§ Problem statement:
Count every line where "React" shows up, and give that number only.

..............................

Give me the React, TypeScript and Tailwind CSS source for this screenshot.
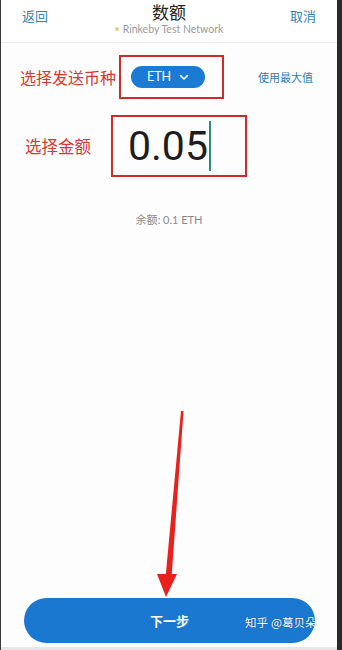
import React from "react";

const cjk = { fontFamily: '"Noto Sans CJK SC", "Noto Sans", sans-serif' };
const latin = { fontFamily: 'Lato, "Noto Sans CJK SC", sans-serif' };

export default function App() {
  return (
    <div className="relative flex h-[650px] w-[342px] overflow-hidden bg-[#2a2a2a]" style={cjk}>
      <div className="w-px bg-[#3a3a3a]" />
      <div className="flex flex-1 flex-col bg-[#fdfdfe]">
        {/* header */}
        <div className="relative flex h-[43px] items-start justify-between border-b border-[#ececec] bg-white px-[21px]">
          <span className="mt-[6px] text-[13px] text-[#3785b3]">返回</span>
          <div className="flex flex-col items-center pt-[1px]">
            <span className="text-[17px] leading-[22px] text-[#222]">数额</span>
            <div className="flex items-center gap-[4px]">
              <span className="h-[4px] w-[4px] rounded-full bg-[#e3cd7c]" />
              <span className="text-[10.5px] leading-[12px] text-[#9a9a9a]" style={latin}>Rinkeby Test Network</span>
            </div>
          </div>
          <span className="mt-[6px] text-[13px] text-[#3785b3]">取消</span>
        </div>

        {/* currency row */}
        <div className="mt-[12px] flex h-[44px] items-center pl-[19px]">
          <span className="w-[99px] text-[16px] text-[#d8372f]">选择发送币种</span>
          <div className="flex h-[44px] w-[105px] items-center border-2 border-[#cf2b2b] pl-[10px]">
            <div className="flex h-[22px] w-[74px] items-center justify-center gap-[8px] rounded-full bg-[#1b7bd4]">
              <span className="text-[12.5px] text-white" style={latin}>ETH</span>
              <svg width="10" height="7" viewBox="0 0 10 7" fill="none">
                <path d="M1.5 1.5 L5 5 L8.5 1.5" stroke="white" strokeWidth="1.6" strokeLinecap="round" strokeLinejoin="round" />
              </svg>
            </div>
          </div>
          <span className="ml-[34px] text-[11px] text-[#2f7db4]">使用最大值</span>
        </div>

        {/* amount row */}
        <div className="mt-[16px] flex h-[62px] items-center pl-[24px]">
          <span className="w-[86px] text-[16.5px] text-[#d8372f]">选择金额</span>
          <div className="flex h-[62px] w-[136px] items-center border-2 border-[#cf2b2b] pl-[15px]">
            <span className="text-[41px] leading-none text-[#1e1e1e]" style={{ fontFamily: 'Roboto, sans-serif' }}>0.05</span>
            <span className="ml-[1px] h-[50px] w-[2px] bg-[#2b8a7a]" />
          </div>
        </div>

        {/* balance */}
        <div className="mt-[34px] text-center text-[11px] text-[#8a8a8a]">
          余额: <span style={latin}>0.1 ETH</span>
        </div>

        <div className="flex-1" />

        {/* button */}
        <div className="ml-[23px] mr-[22px] flex h-[45px] items-center justify-center rounded-full bg-[#1b78d0]">
          <span className="text-[13px] font-bold text-white">下一步</span>
        </div>
        <div className="h-[4px]" />
        <div className="h-[3px] bg-[#e6e6e6]" />
      </div>
      <div className="w-[5px] bg-[#2a2a2a]" />

      {/* annotation arrow */}
      <svg className="pointer-events-none absolute left-0 top-0" width="342" height="650" viewBox="0 0 342 650">
        <polygon points="181,411 183.5,411 171.5,578 165.5,578" fill="#e8211c" />
        <polygon points="157,574 177,574 166,597" fill="#e8211c" />
      </svg>

      {/* watermark */}
      <div className="pointer-events-none absolute left-[245px] top-[614px] flex items-center gap-[3px] text-[11.5px] text-white" style={{ textShadow: "0 0 1px rgba(0,0,0,0.5)" }}>
        <span>知乎</span>
        <span>@葛贝朵</span>
      </div>
    </div>
  );
}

..............................

§ Exercise response:
2